If you work on the project part-time, how much time would you say you spend, per week, on it?

I try to spend 1 to 2 hours of the weekday and as much I can manage on the weekend (typically on one hour or less).

What is your development environment like?

My development is done on a Windows laptop running XP Pro or XP Home. MinGW supplies compilers so I use the ones we supply.

Milestones:

Since MinGW provides packages that others release, our milestones are keeping up with their changes. We typically do not support the first of a major release (the x.0 release) from GCC, as we’ve found that it has too many issues for our lone developer/porter to properly handle.

For w32api, most of those changes are dependent on others uses of APIs that are newly introduced by Microsoft or APIs that have yet to be used by one the members and patches for the new API to be submitted.
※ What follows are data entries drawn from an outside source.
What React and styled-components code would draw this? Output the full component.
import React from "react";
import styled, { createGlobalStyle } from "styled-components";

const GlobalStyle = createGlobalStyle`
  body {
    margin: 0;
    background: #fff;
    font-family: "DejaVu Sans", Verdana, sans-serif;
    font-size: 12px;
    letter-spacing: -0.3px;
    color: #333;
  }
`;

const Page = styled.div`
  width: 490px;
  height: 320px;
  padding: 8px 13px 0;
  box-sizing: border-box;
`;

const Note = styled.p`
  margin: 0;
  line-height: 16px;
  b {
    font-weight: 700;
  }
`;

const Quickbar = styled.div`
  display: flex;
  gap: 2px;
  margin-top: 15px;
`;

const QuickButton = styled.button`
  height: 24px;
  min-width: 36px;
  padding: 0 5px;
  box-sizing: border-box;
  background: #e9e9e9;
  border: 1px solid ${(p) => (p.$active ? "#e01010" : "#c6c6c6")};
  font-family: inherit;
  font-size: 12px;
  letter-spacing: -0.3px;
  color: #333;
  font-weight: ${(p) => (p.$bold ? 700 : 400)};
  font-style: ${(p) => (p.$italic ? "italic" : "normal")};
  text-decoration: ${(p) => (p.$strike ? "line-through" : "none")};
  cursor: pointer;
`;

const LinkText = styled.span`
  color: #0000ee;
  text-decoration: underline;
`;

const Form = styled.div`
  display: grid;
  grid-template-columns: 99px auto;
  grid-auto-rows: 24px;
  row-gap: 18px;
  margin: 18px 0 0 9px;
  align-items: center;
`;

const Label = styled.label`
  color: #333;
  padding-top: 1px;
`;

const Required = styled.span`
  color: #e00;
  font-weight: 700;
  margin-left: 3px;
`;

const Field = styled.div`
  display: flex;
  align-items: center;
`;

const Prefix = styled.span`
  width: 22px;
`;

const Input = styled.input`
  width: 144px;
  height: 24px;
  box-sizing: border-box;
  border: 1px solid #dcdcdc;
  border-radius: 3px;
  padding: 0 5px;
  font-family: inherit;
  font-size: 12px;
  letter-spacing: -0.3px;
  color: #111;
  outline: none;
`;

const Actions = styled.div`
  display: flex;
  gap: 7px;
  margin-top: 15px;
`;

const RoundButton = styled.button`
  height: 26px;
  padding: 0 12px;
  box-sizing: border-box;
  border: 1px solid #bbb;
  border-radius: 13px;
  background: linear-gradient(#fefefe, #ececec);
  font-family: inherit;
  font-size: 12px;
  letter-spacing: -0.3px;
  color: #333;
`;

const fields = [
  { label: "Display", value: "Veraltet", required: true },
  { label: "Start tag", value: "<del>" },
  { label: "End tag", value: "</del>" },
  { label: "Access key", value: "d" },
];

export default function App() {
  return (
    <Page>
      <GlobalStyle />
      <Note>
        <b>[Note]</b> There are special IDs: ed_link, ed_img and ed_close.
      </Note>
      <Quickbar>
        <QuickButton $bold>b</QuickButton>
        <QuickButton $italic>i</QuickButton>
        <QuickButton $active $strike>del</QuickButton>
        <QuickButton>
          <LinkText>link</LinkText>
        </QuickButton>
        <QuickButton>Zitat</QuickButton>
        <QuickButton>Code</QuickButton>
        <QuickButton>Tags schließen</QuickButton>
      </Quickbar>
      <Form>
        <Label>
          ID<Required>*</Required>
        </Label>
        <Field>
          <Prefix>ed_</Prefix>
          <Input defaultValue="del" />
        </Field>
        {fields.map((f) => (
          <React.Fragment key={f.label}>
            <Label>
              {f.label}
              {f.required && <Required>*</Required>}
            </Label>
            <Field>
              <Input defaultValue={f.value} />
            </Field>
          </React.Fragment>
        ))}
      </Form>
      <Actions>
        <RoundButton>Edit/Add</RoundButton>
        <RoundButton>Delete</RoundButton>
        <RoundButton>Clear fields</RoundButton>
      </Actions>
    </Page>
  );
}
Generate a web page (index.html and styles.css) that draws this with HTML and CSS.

Those changes are typically released when I think it is time for a release.

For the mingw-runtime, most of those changes are come from the addition of extensions to the vendor-supplied runtime in support for the C99 specifications. Extentions are also provided to emulate some POSIX functions that are not provided by the vendor runtime as well; the POSIX extentions are being kept to a minimum and are highly scrutinized before being added.

For the future, I’ve start a mingwPORT sub-project that needs some maturing. I hope to see the number of mingwPORT packages grow in the future, and to have others to join in the process of supplying mingwPORT packages. I’ve setup a tracker for submission of the mingwPORT packages, along with a mail list and a forum to discuss them.

How can others contribute?

Signing up is easy — just ask. Send an email to mingw-dvlpr-admin@lists.sf.net with your recent past history and how you plan to help. The tasks are varied, with an immediate need for a package installation developer/maintainer. Another need is www.mingw.org site maintenance; the site is getting old and needs work. Work with compilers and linkers (GCC and binutils) needs a few more developers for the Windows support. And we need help with release management and keeping the distributed packages up to date.